I don't like it either, but that doesn't magically make it is illegal. I'm not even sure it should be.

a1369209993 · on Aug 12, 2020

> There is nothing in the Americans with Disabilities Act that make blocking scrapers illegal.

Retrieving, processing, and displaying information in a manner contrary to the wishes of the provider of that information is necessary for accessibility to disabled users. As a specific example, any attempt to block use of wget for scraping also blocks use of wget as part of a `wget | filter | text-to-speech` pipeline[0], and is thus a discrimination against blind or otherwise visually impaired users. The ADA is, as mentioned, only somewhat effective in prohibiting such things, though.

> it's not illegal

> that doesn't magically make it is illegal.

I don't think anyone is claiming that scraping itself actually is legally protected - I interpreted DigitalSea and harry8 as implying that it should be.
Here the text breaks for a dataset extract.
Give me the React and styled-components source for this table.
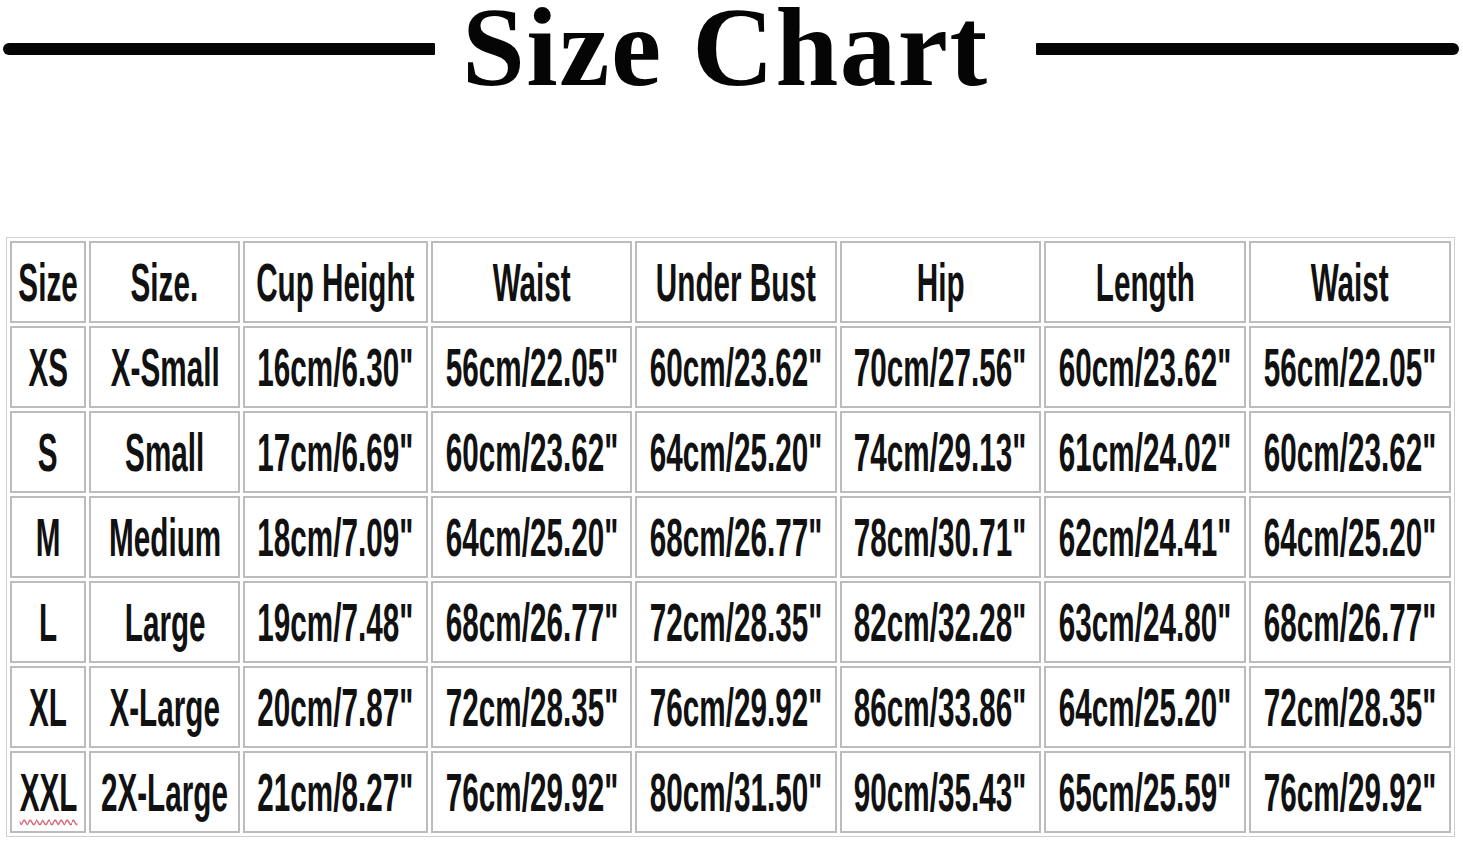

0: in either the shell sense or the workflow sense

nl · on Aug 12, 2020

Retrieving, processing, and displaying information in a manner contrary to the wishes of the provider of that information is necessary for accessibility to disabled users. As a specific example, any attempt to block use of wget for scraping also blocks use of wget as part of a `wget | filter | text-to-speech` pipeline[0], and is thus a discrimination against blind or otherwise visually impaired users. The ADA is, as mentioned, only somewhat effective in prohibiting such things, though.

This is not the case. Unfortunately (?) the ADA doesn't allows the disabled person to specify their own technology. If Google can reasonably say that speech to text works via a standard screenreader (which it does) then they are ok.

> The ADA is, as mentioned, only somewhat effective in prohibiting such things, though

Well that's not the intent of the ADA, so not really surprising.